Start of RAW DATA

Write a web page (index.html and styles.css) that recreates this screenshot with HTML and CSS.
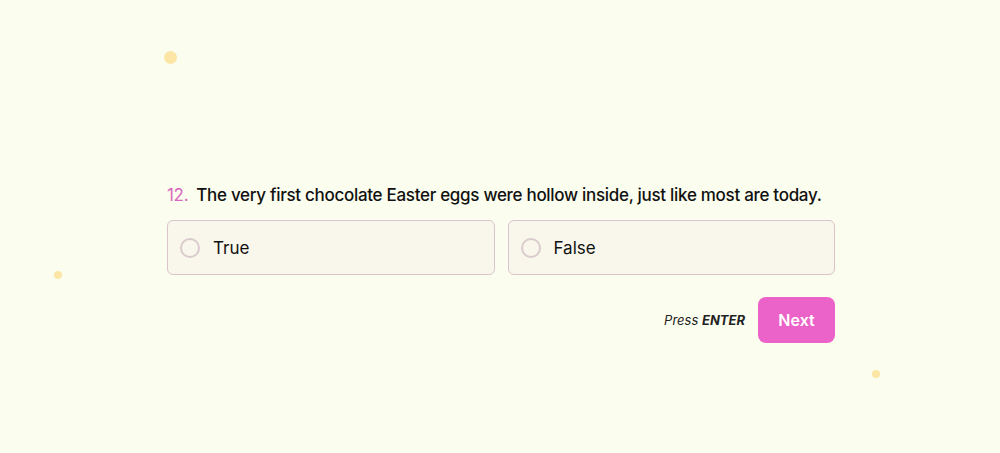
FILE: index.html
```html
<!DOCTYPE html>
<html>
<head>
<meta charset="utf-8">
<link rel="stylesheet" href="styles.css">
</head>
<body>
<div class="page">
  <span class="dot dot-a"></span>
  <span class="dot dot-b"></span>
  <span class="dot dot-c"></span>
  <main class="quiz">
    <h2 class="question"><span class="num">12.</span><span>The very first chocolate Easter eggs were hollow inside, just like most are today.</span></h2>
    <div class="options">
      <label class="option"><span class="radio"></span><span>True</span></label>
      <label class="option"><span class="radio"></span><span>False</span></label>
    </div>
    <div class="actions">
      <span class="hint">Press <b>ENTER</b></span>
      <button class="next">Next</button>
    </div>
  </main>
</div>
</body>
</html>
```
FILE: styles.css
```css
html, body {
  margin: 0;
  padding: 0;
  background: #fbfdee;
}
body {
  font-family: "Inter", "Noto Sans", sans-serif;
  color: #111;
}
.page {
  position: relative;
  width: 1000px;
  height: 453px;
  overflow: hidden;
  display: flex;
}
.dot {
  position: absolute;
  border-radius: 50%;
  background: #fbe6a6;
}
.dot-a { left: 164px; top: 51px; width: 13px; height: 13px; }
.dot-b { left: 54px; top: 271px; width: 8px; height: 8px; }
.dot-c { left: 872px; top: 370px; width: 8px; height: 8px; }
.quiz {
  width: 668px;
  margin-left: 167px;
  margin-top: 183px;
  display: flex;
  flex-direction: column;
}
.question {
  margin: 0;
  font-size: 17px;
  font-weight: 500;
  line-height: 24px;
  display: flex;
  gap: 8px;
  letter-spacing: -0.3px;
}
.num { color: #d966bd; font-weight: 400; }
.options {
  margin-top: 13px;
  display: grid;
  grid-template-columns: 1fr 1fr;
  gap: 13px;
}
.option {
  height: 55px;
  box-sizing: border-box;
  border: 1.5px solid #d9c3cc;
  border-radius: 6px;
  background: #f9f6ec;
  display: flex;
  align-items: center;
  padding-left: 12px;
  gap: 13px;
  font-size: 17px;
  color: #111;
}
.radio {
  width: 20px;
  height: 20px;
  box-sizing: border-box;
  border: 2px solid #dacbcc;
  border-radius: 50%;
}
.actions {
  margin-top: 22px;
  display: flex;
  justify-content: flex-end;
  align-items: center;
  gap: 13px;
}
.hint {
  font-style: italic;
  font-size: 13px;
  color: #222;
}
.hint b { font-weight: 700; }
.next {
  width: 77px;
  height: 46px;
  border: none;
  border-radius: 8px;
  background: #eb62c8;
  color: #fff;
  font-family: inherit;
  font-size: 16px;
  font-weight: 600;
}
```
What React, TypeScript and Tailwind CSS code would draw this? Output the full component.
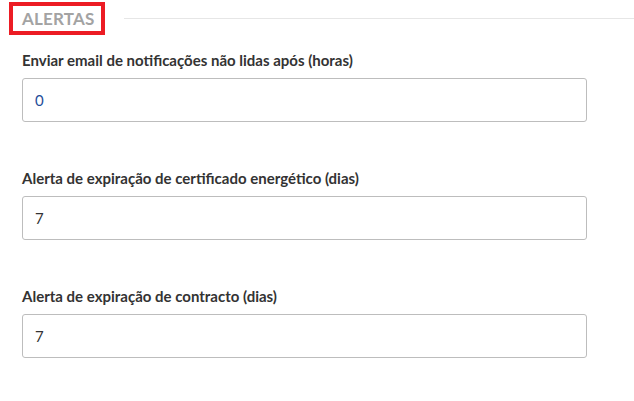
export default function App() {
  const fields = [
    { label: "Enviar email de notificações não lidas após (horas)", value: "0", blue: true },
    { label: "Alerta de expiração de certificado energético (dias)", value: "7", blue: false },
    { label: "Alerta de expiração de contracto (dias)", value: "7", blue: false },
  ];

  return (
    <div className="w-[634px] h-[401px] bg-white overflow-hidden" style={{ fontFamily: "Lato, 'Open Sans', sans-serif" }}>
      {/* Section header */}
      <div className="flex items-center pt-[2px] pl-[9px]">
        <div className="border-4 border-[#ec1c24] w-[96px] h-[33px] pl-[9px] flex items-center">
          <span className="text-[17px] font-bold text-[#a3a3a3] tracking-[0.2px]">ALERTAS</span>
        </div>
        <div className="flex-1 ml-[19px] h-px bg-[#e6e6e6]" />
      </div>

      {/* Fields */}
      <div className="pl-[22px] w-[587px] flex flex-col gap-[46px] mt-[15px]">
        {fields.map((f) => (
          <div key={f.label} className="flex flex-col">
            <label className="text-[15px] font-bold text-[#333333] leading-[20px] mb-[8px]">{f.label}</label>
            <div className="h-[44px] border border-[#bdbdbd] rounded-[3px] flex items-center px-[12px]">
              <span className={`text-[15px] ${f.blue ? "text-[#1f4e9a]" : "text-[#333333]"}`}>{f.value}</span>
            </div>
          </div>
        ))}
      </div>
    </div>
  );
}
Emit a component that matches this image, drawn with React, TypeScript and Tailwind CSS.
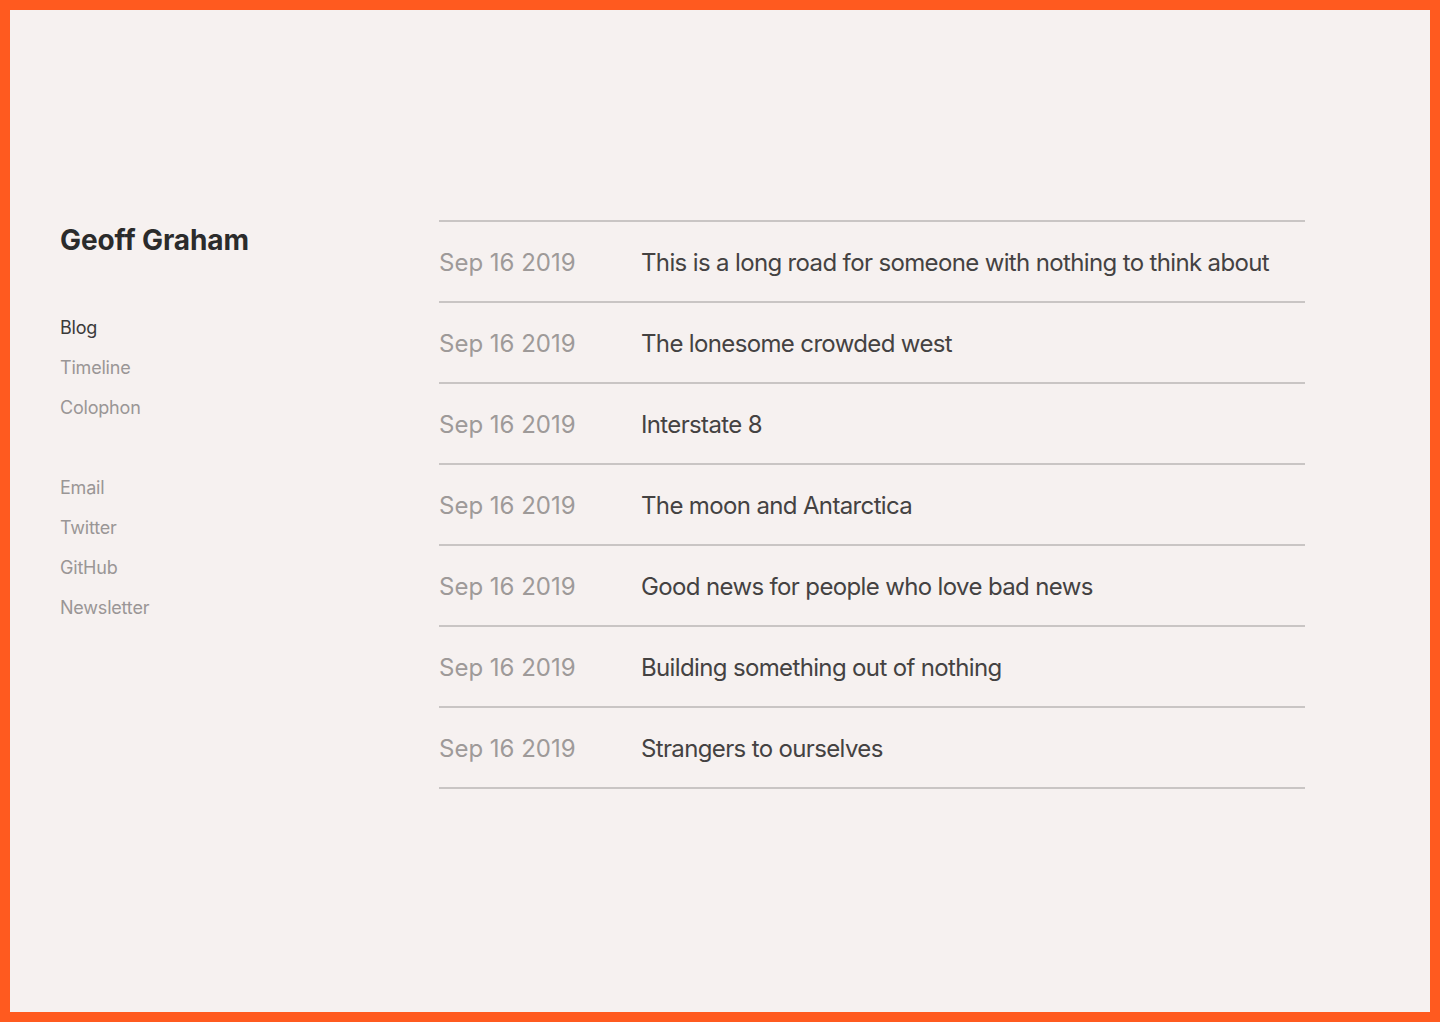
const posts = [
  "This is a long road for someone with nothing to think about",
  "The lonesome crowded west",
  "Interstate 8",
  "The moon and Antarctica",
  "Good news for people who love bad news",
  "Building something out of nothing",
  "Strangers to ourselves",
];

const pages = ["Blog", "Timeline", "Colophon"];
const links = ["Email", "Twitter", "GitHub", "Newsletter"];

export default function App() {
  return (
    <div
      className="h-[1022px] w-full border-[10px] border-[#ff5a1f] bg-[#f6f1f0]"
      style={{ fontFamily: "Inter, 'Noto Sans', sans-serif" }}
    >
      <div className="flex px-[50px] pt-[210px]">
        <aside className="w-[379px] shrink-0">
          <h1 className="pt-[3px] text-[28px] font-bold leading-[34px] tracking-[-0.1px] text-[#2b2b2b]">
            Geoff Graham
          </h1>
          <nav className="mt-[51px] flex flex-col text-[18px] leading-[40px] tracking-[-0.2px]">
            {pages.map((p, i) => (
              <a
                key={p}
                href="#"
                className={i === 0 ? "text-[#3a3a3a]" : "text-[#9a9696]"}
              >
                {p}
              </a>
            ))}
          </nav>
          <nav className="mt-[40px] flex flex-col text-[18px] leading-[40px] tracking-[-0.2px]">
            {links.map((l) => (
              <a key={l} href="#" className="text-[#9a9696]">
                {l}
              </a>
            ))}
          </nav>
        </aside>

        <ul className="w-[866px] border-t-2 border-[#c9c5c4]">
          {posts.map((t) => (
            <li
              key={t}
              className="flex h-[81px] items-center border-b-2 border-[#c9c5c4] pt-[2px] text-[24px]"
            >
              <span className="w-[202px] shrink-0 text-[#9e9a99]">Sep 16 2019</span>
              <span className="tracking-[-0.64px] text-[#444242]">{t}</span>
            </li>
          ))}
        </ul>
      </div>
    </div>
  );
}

End of RAW DATA

Quote the preceding listing precisely and completely, omitting its images.

Write a web page (index.html and styles.css) that recreates this screenshot with HTML and CSS.
FILE: index.html
```html
<!DOCTYPE html>
<html>
<head>
<meta charset="utf-8">
<link rel="stylesheet" href="styles.css">
</head>
<body>
<div class="page">
  <span class="dot dot-a"></span>
  <span class="dot dot-b"></span>
  <span class="dot dot-c"></span>
  <main class="quiz">
    <h2 class="question"><span class="num">12.</span><span>The very first chocolate Easter eggs were hollow inside, just like most are today.</span></h2>
    <div class="options">
      <label class="option"><span class="radio"></span><span>True</span></label>
      <label class="option"><span class="radio"></span><span>False</span></label>
    </div>
    <div class="actions">
      <span class="hint">Press <b>ENTER</b></span>
      <button class="next">Next</button>
    </div>
  </main>
</div>
</body>
</html>
```
FILE: styles.css
```css
html, body {
  margin: 0;
  padding: 0;
  background: #fbfdee;
}
body {
  font-family: "Inter", "Noto Sans", sans-serif;
  color: #111;
}
.page {
  position: relative;
  width: 1000px;
  height: 453px;
  overflow: hidden;
  display: flex;
}
.dot {
  position: absolute;
  border-radius: 50%;
  background: #fbe6a6;
}
.dot-a { left: 164px; top: 51px; width: 13px; height: 13px; }
.dot-b { left: 54px; top: 271px; width: 8px; height: 8px; }
.dot-c { left: 872px; top: 370px; width: 8px; height: 8px; }
.quiz {
  width: 668px;
  margin-left: 167px;
  margin-top: 183px;
  display: flex;
  flex-direction: column;
}
.question {
  margin: 0;
  font-size: 17px;
  font-weight: 500;
  line-height: 24px;
  display: flex;
  gap: 8px;
  letter-spacing: -0.3px;
}
.num { color: #d966bd; font-weight: 400; }
.options {
  margin-top: 13px;
  display: grid;
  grid-template-columns: 1fr 1fr;
  gap: 13px;
}
.option {
  height: 55px;
  box-sizing: border-box;
  border: 1.5px solid #d9c3cc;
  border-radius: 6px;
  background: #f9f6ec;
  display: flex;
  align-items: center;
  padding-left: 12px;
  gap: 13px;
  font-size: 17px;
  color: #111;
}
.radio {
  width: 20px;
  height: 20px;
  box-sizing: border-box;
  border: 2px solid #dacbcc;
  border-radius: 50%;
}
.actions {
  margin-top: 22px;
  display: flex;
  justify-content: flex-end;
  align-items: center;
  gap: 13px;
}
.hint {
  font-style: italic;
  font-size: 13px;
  color: #222;
}
.hint b { font-weight: 700; }
.next {
  width: 77px;
  height: 46px;
  border: none;
  border-radius: 8px;
  background: #eb62c8;
  color: #fff;
  font-family: inherit;
  font-size: 16px;
  font-weight: 600;
}
```
What React, TypeScript and Tailwind CSS code would draw this? Output the full component.
export default function App() {
  const fields = [
    { label: "Enviar email de notificações não lidas após (horas)", value: "0", blue: true },
    { label: "Alerta de expiração de certificado energético (dias)", value: "7", blue: false },
    { label: "Alerta de expiração de contracto (dias)", value: "7", blue: false },
  ];

  return (
    <div className="w-[634px] h-[401px] bg-white overflow-hidden" style={{ fontFamily: "Lato, 'Open Sans', sans-serif" }}>
      {/* Section header */}
      <div className="flex items-center pt-[2px] pl-[9px]">
        <div className="border-4 border-[#ec1c24] w-[96px] h-[33px] pl-[9px] flex items-center">
          <span className="text-[17px] font-bold text-[#a3a3a3] tracking-[0.2px]">ALERTAS</span>
        </div>
        <div className="flex-1 ml-[19px] h-px bg-[#e6e6e6]" />
      </div>

      {/* Fields */}
      <div className="pl-[22px] w-[587px] flex flex-col gap-[46px] mt-[15px]">
        {fields.map((f) => (
          <div key={f.label} className="flex flex-col">
            <label className="text-[15px] font-bold text-[#333333] leading-[20px] mb-[8px]">{f.label}</label>
            <div className="h-[44px] border border-[#bdbdbd] rounded-[3px] flex items-center px-[12px]">
              <span className={`text-[15px] ${f.blue ? "text-[#1f4e9a]" : "text-[#333333]"}`}>{f.value}</span>
            </div>
          </div>
        ))}
      </div>
    </div>
  );
}
Emit a component that matches this image, drawn with React, TypeScript and Tailwind CSS.
const posts = [
  "This is a long road for someone with nothing to think about",
  "The lonesome crowded west",
  "Interstate 8",
  "The moon and Antarctica",
  "Good news for people who love bad news",
  "Building something out of nothing",
  "Strangers to ourselves",
];

const pages = ["Blog", "Timeline", "Colophon"];
const links = ["Email", "Twitter", "GitHub", "Newsletter"];

export default function App() {
  return (
    <div
      className="h-[1022px] w-full border-[10px] border-[#ff5a1f] bg-[#f6f1f0]"
      style={{ fontFamily: "Inter, 'Noto Sans', sans-serif" }}
    >
      <div className="flex px-[50px] pt-[210px]">
        <aside className="w-[379px] shrink-0">
          <h1 className="pt-[3px] text-[28px] font-bold leading-[34px] tracking-[-0.1px] text-[#2b2b2b]">
            Geoff Graham
          </h1>
          <nav className="mt-[51px] flex flex-col text-[18px] leading-[40px] tracking-[-0.2px]">
            {pages.map((p, i) => (
              <a
                key={p}
                href="#"
                className={i === 0 ? "text-[#3a3a3a]" : "text-[#9a9696]"}
              >
                {p}
              </a>
            ))}
          </nav>
          <nav className="mt-[40px] flex flex-col text-[18px] leading-[40px] tracking-[-0.2px]">
            {links.map((l) => (
              <a key={l} href="#" className="text-[#9a9696]">
                {l}
              </a>
            ))}
          </nav>
        </aside>

        <ul className="w-[866px] border-t-2 border-[#c9c5c4]">
          {posts.map((t) => (
            <li
              key={t}
              className="flex h-[81px] items-center border-b-2 border-[#c9c5c4] pt-[2px] text-[24px]"
            >
              <span className="w-[202px] shrink-0 text-[#9e9a99]">Sep 16 2019</span>
              <span className="tracking-[-0.64px] text-[#444242]">{t}</span>
            </li>
          ))}
        </ul>
      </div>
    </div>
  );
}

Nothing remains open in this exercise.